One common method used in these scenarios is spray foam insulation. This material expands upon application, filling gaps and creating an air-tight seal that is particularly beneficial in hard-to-reach areas. Closed-cell spray foam also adds structural strength and resists moisture infiltration, making it ideal for tight, enclosed spaces. Another approach involves the use of blown-in cellulose or fiberglass insulation, which can be inserted through small holes drilled into the ceiling or wall cavity. This method is less invasive and allows for a fairly even distribution of insulation without requiring full access to the space.
Builders often utilize specialized equipment like insulation blowers, extension wands, and inspection cameras to monitor and control the installation process in these constrained areas. Proper training and experience are crucial to prevent issues such as compression, voids, or thermal bridging, which can significantly reduce the effectiveness of the insulation. Attention to detail during installation ensures that even the most inaccessible parts of a building envelope are properly insulated, contributing to overall energy efficiency and occupant comfort.

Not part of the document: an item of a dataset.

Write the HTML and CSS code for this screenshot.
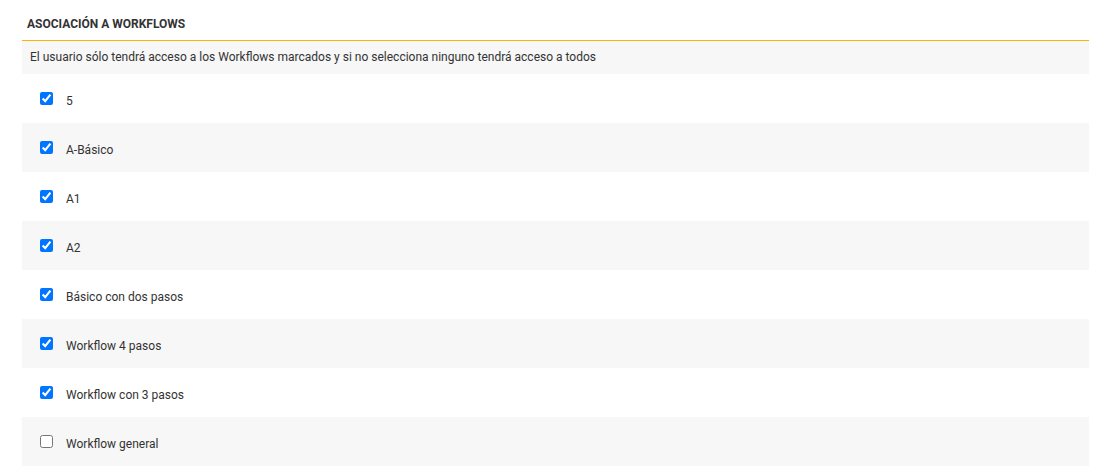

Building Code Requirements and Energy Efficiency Standards
When addressing insulation in vaulted ceilings or tight spaces, understanding and complying with building code requirements and energy efficiency standards is essential. These codes ensure that the insulation performs effectively, contributes to the overall energy efficiency of the structure, and maintains indoor air quality and occupant comfort. Builders must stay up-to-date with national and local codes, such as those set by the International Residential Code (IRC) or International Energy Conservation Code (IECC), which dictate minimum R-values, proper installation methods, and ventilation requirements for various climate zones.
Energy efficiency standards play a critical role in determining the type and amount of insulation needed in these challenging areas. For instance, vaulted ceilings often require higher R-values due to increased exposure to external temperatures. Builders may use high-performance insulation materials like spray foam or rigid foam board to meet these standards within the limited space. In many jurisdictions, energy codes mandate continuous insulation or air sealing measures to reduce thermal bridging and improve overall building envelope efficiency.
Furthermore, compliance with building codes ensures long-term performance and can be crucial for passing inspections and obtaining occupancy permits. Builders must also consider the implications of retrofitting older homes, where updating insulation to meet modern standards may involve additional structural or design considerations. By prioritizing code compliance and energy efficiency, builders not only enhance the building’s performance but also contribute to sustainability goals and potential energy cost savings for the homeowner.